The UK government has been urged to provide new tax incentives for the pharmaceutical industry to invest in bioscience and take steps to improve the uptake of innovative new medicines, including an independent assessment of the long-term impact of the National Institute for Health and Clinical Excellence (NICE).

The call comes in a new examination of the progress made since the publication in 2003 of Bioscience 2015, a report produced by the BioIndustry Association (BIA)-led Bioscience Innovation and Growth Team (BIGT) chaired by Sir David Cooksey. This had forecast that, by 2015, the UK medical bioscience sector would have secured its position as a global leader, with a core of “large, profitable, world-class companies.”

In 2009, this vision now looks “somewhat overoptimistic,” acknowledges the BIGT’s new report, entitled The Review and Refresh of Bioscience 2015 (BIGTR2). A more pragmatic goal now would be the creation of “a diverse and self-sustaining bioscience sector which supports, on a sustainable basis, high value-added employment, thereby leading to increased wealth creation and improved health in the UK,” it says.

Back in 2003, it could not have been anticipated that investors would become increasingly reluctant to invest in emerging bioscience companies and that the public markets would all but close down, says the report. With the Initial Public Offering (IPO) window now tightly closed, the influx of new companies coming onto the market through flotation has dwindled to zero, it adds.

Meantime, the pharmaceutical industry is facing its own issues, including a patent “cliff” equivalent to $140 billion in sales as several blockbusters come off patient over the next few yeas, and an increasing recognition that it must look to third parties to help replenish its pipeline.

The recommendations made in the report – which Sir David said he hopes have been produced in time for the UK budget in March - include a raft of measures to attract foreign investment into the UK bioscience sector. Among these are: - calling on UK Trade & Investment (UKTI) to use its life science marketing strategy to focus on attracting high-quality overseas firms to list on the London Stock Exchange; - persuading overseas funds to invest in the UK; - helping UK firms to gain investment from foreign funds by holding roadshows for non-UK investors in the UK and aboard; and - extending R&D tax credits not only for bioscience companies but also for big pharmaceutical companies, to encourage them to invest here and to spin out their UK assets to create new companies.

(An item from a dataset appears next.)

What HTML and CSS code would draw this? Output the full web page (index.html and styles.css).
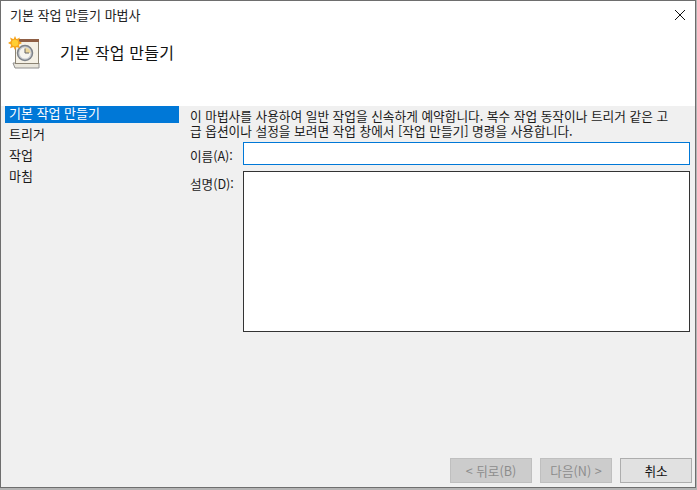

The report also calls for an independent inquiry to assess the long-term impact on NICE on the costs, access to and uptake of medicines in the UK, and to review the way in which NICE values medicines.

Describing NICE as “a mixed blessing,” Sir David says: “the theory behind Health Technology Appraisal (HTA) is good, but the effect has been to delay the introduction of new therapies and shorten patent-protected marketing periods. When you add to this the uncertainty of receiving a positive recommendation from NICE, the result is that fewer drugs are coming to the market and benefiting patients.”

There is also much to be done to align regulatory and NICE activities, the study goes on. The Association of the British Pharmaceutical Industry (ABPI) has reported that, for 29 products going through the centralised European Medicines Agency (EMEA) approval process, NICE appraisal delays represented a loss in their patent-protected lifecycles of just over 30%. Moreover, only 30% of new medicines were given unconditional approval, an outcome that fundamentally worsens the case for investing in biotechs, says the report, which calls on the government to take a leadership role within the European Union (EU) to ensure that revisions to improve the EU Clinical Trials Directive reinforce the UK’s attractiveness as a prime location for trials.

Moreover, despite government action since the publication of Bioscience 2015 in 2003, the adoption of new therapies, drugs and procedures within the National Health Service (NHS) remains “painfully slow,” says the report, and it urges the government to ensure that effective incentives are in place for doctors and Trust managers to maximise patient benefits through timely introduction of new therapies. “The concentration must be on outcomes, not processes alone,” adds Sir David.

Another recommendation is for participation in research to be included in the NHS Operating Framework, with a “specific objective” of doubling the number of patients recruited to clinical trials in NHS Trusts over the next three years.